● What needs to be done: Isolate every line in the records below with "that" in it.

● Source records:
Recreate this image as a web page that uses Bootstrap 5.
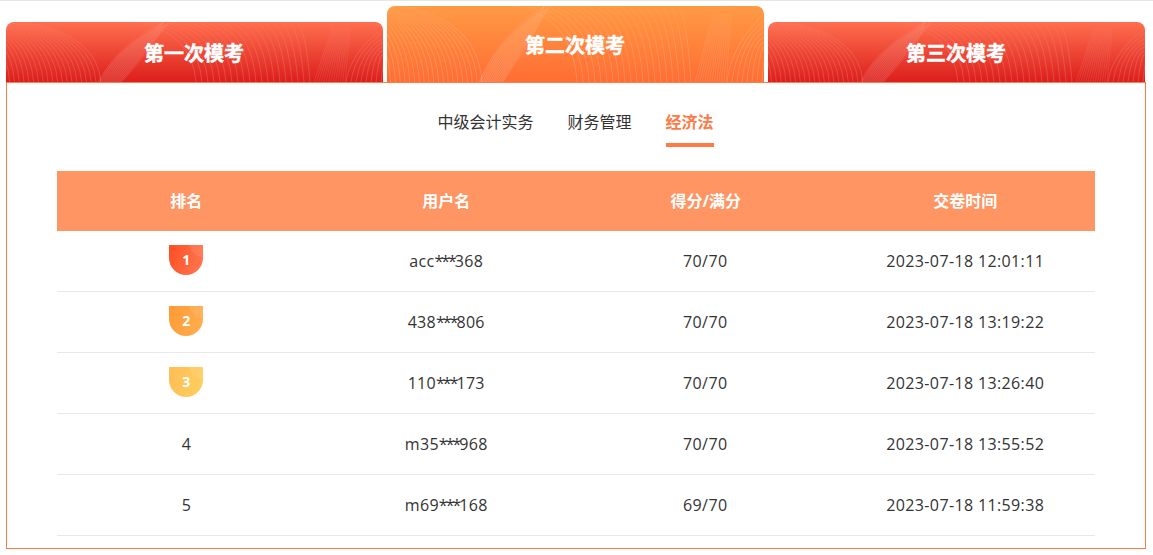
<!DOCTYPE html>
<html lang="zh-CN">
<head>
<meta charset="utf-8">
<title>排行榜</title>
<link href="https://cdn.jsdelivr.net/npm/bootstrap@5.3.0/dist/css/bootstrap.min.css" rel="stylesheet">
<style>
html,body{height:555px;overflow:hidden;background:#fff}
body{font-family:"Noto Sans CJK SC","Open Sans",sans-serif;border-top:1px solid #e6e6e6;color:#333}
.lat{font-family:"Open Sans","Noto Sans CJK SC",sans-serif}
.shell{width:1140px;margin-left:6px}
.tabs-row{height:81px;gap:4px;padding-top:5px}
.exam-tab{width:377px;height:60px;border-radius:8px 8px 0 0;overflow:hidden;background:linear-gradient(180deg,#ff6f4f 0%,#dc1e1c 100%);color:#fff;font-size:20px;font-weight:700;text-decoration:none}
.exam-tab.on{height:76px;background:linear-gradient(180deg,#ff9a45 0%,#ff6d33 100%)}
.exam-tab .ttl{line-height:1;top:1px;left:-.5px;-webkit-text-stroke:.4px #fff}
.exam-tab svg{inset:0;width:377px;height:100%}
.panel-box{height:467px;border:1px solid #ff7a45;background:#fff;padding:0 50px}
.sub-row{height:88px;gap:34px;padding-top:17px;padding-right:1px}
.sub-link{height:47px;font-size:16px;line-height:43px;color:#333;text-decoration:none;padding-bottom:4px}
.sub-link.on{color:#ff7a45;font-weight:700;border-bottom:4px solid #ff7a45;padding-bottom:0;height:47px}
.rank-tb{table-layout:fixed;width:1038px;margin:0;font-size:16px;color:#333;border-collapse:separate;border-spacing:0}
.rank-tb th{height:60px;background:#ff9562;color:#fff;font-weight:700;font-size:16px;border:0;padding:0;vertical-align:middle;text-align:center}
.rank-tb td{height:61px;border-bottom:1px solid #e8e8e8;padding:0 0 1px;vertical-align:middle;text-align:center;color:#333}
.rank-tb td:first-child,.rank-tb th:first-child,.rank-tb td:nth-child(3){padding-right:1px}
.medal{width:34px;height:30px;border-radius:0 0 17px 17px;overflow:hidden;color:#fff;font-size:14px;font-weight:700;line-height:30px;margin-top:-1px;font-family:"Open Sans",sans-serif}
.medal::before{content:"";position:absolute;width:28px;height:28px;border-radius:50%;left:20px;top:-16px;background:rgba(255,255,255,.09)}
.medal span{position:relative}
.m1{background:linear-gradient(110deg,#ff4d22,#ff7a52)}
.m2{background:linear-gradient(110deg,#ff9a35,#ffaf50)}
.m3{background:linear-gradient(110deg,#ffbd55,#ffd060)}
.dt{letter-spacing:.37px}
.sc{letter-spacing:.4px}
.nm{letter-spacing:.3px}
.st{letter-spacing:-2px}
</style>
</head>
<body>
<div class="shell">
  <div class="tabs-row d-flex align-items-end">
    <a class="exam-tab position-relative d-flex justify-content-center align-items-center" href="#"><svg class="position-absolute" viewBox="0 0 377 60" preserveAspectRatio="none"></svg><span class="ttl position-relative">第一次模考</span></a>
    <a class="exam-tab on position-relative d-flex justify-content-center align-items-center" href="#"><svg class="position-absolute" viewBox="0 0 377 60" preserveAspectRatio="none"></svg><span class="ttl position-relative">第二次模考</span></a>
    <a class="exam-tab position-relative d-flex justify-content-center align-items-center" href="#"><svg class="position-absolute" viewBox="0 0 377 60" preserveAspectRatio="none"></svg><span class="ttl position-relative">第三次模考</span></a>
  </div>
  <div class="panel-box">
    <div class="sub-row d-flex justify-content-center align-items-start">
      <a class="sub-link" href="#">中级会计实务</a>
      <a class="sub-link" href="#">财务管理</a>
      <a class="sub-link on" href="#">经济法</a>
    </div>
    <table class="table rank-tb lat">
      <thead><tr><th>排名</th><th>用户名</th><th>得分/满分</th><th>交卷时间</th></tr></thead>
      <tbody>
        <tr><td><div class="medal m1 position-relative mx-auto"><span>1</span></div></td><td class="nm">acc<span class="st">***</span>368</td><td class="sc">70/70</td><td class="dt">2023-07-18 12:01:11</td></tr>
        <tr><td><div class="medal m2 position-relative mx-auto"><span>2</span></div></td><td class="nm">438<span class="st">***</span>806</td><td class="sc">70/70</td><td class="dt">2023-07-18 13:19:22</td></tr>
        <tr><td><div class="medal m3 position-relative mx-auto"><span>3</span></div></td><td class="nm">110<span class="st">***</span>173</td><td class="sc">70/70</td><td class="dt">2023-07-18 13:26:40</td></tr>
        <tr><td>4</td><td class="nm">m35<span class="st">***</span>968</td><td class="sc">70/70</td><td class="dt">2023-07-18 13:55:52</td></tr>
        <tr><td>5</td><td class="nm">m69<span class="st">***</span>168</td><td class="sc">69/70</td><td class="dt">2023-07-18 11:59:38</td></tr>
      </tbody>
    </table>
  </div>
</div>
<script src="https://cdn.jsdelivr.net/npm/bootstrap@5.3.0/dist/js/bootstrap.bundle.min.js"></script>
<script>
document.querySelectorAll('.exam-tab svg').forEach(function(s,t){
  var a='',b='',f='';
  for(var i=0;i<22;i++){
    var x1=-6+i*4.8, x0=-46+i*3.2;
    a+='<path d="M'+x0+' 0 Q'+(x1-3)+' 14 '+x1+' 60"/>';
  }
  for(var j=0;j<20;j++){
    var ex=190+j*6, sx=130+j*8.5;
    a+='<path d="M'+sx+' 0 Q'+(ex-4)+' 10 '+ex+' 60"/>';
  }
  for(var n=0;n<8;n++){
    var ex2=340+n*5;
    a+='<path d="M'+ex2+' 60 Q'+(ex2+4)+' '+(30-n)+' 380 '+(4+n*5)+'"/>';
  }
  for(var k=0;k<14;k++){
    f+='<path d="M'+(92+k*1.8)+' 60 C'+(104+k*2.4)+' 38 '+(124+k*2.4)+' 16 '+(158-k*.1)+' 0"/>';
    b+='<path d="M'+(308+k*2.4)+' 60 L'+(326+k*1.4)+' 6"/>';
  }
  var id='fade'+t;
  s.innerHTML='<defs><linearGradient id="'+id+'" gradientUnits="userSpaceOnUse" x1="0" y1="0" x2="0" y2="60"><stop offset="0" stop-color="#fff" stop-opacity=".03"/><stop offset=".5" stop-color="#fff" stop-opacity=".16"/><stop offset="1" stop-color="#fff" stop-opacity=".2"/></linearGradient></defs>'+
   '<path d="M92 60 C106 34 130 14 164 0 L116 60Z" fill="rgba(255,255,255,.07)"/>'+
   '<g fill="none" stroke="url(#'+id+')" stroke-width=".8">'+a+'</g>'+
   '<g fill="none" stroke="url(#'+id+')" stroke-width=".5">'+f+b+'</g>';
});
</script>
</body>
</html>
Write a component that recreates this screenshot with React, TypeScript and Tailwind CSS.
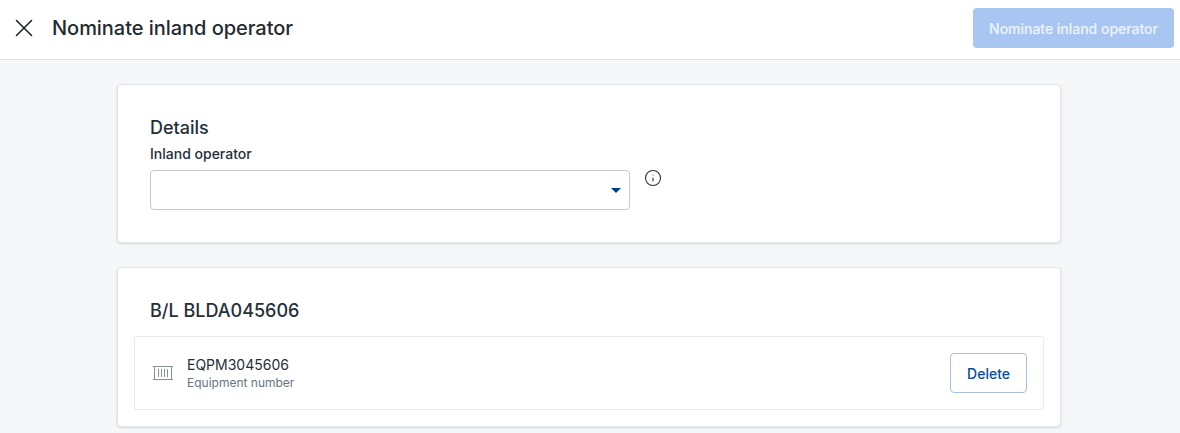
import { X, Info } from 'lucide-react'

const font = { fontFamily: 'Inter, sans-serif' }

const ContainerIcon = () => (
  <svg width="20" height="16" viewBox="0 0 20 16" fill="none" stroke="#87919b" strokeWidth="1">
    <path d="M0 1.5h20M0 14.5h20M1.5 1.5v13M18.5 1.5v13" />
    <path d="M5.5 4v8M8.5 4v8M11.5 4v8M14.5 4v8" />
  </svg>
)

export default function App() {
  return (
    <div style={font} className="h-[433px] w-[1180px] overflow-hidden bg-[#f5f7f9] text-[#252f3a]">
      <header className="flex h-[60px] items-center justify-between border-b border-[#dde1e5] bg-white pb-[3px] pl-[9px] pr-[6px]">
        <div className="flex items-center gap-[13px]">
          <X size={30} strokeWidth={1.3} className="text-[#1f2a33]" />
          <h1 className="text-[20px] font-medium tracking-[-0.04px] text-[#1f2a33]">Nominate inland operator</h1>
        </div>
        <button className="h-[40px] w-[201px] rounded-[4px] bg-[#a9c6f2] text-[14px] font-medium tracking-[-0.02px] text-white/80">
          Nominate inland operator
        </button>
      </header>
      <main className="ml-[117px] flex w-[944px] flex-col gap-[24px] pt-[24px]">
        <section className="rounded-[4px] border border-[#e1e4e8] bg-white px-[32px] pb-[32px] pt-[32px] shadow-sm">
          <h2 className="text-[18px] font-medium leading-[22px]">Details</h2>
          <label className="mt-[5px] block text-[14px] font-medium leading-[20px]">Inland operator</label>
          <div className="mt-[6px] flex items-start gap-[14px]">
            <div className="flex h-[40px] w-[480px] items-center justify-end rounded-[4px] border border-[#c4c8cc] bg-white pr-[8px]">
              <span className="h-0 w-0 border-x-[5px] border-t-[5px] border-x-transparent border-t-[#003c8c]" />
            </div>
            <Info size={18} strokeWidth={1.4} className="-mt-[1px]" />
          </div>
        </section>
        <section className="rounded-[4px] border border-[#e1e4e8] bg-white px-[16px] pb-[16px] pt-[32px] shadow-sm">
          <h2 className="pl-[16px] text-[18px] font-medium leading-[22px]">B/L BLDA045606</h2>
          <div className="mt-[14px] flex h-[74px] items-center justify-between rounded-[2px] border border-[#e9ebee] pl-[18px] pr-[16px]">
            <div className="flex items-center gap-[14px]">
              <ContainerIcon />
              <div>
                <p className="text-[14px] leading-[20px]">EQPM3045606</p>
                <p className="text-[12px] leading-[16px] text-[#68737e]">Equipment number</p>
              </div>
            </div>
            <button className="h-[40px] rounded-[4px] border border-[#a9c0dc] bg-white px-[16px] text-[14px] font-medium text-[#0a4a9f]">
              Delete
            </button>
          </div>
        </section>
      </main>
    </div>
  )
}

● Written reply:
Recreate this image as a web page that uses Bootstrap 5.
Write a component that recreates this screenshot with React, TypeScript and Tailwind CSS.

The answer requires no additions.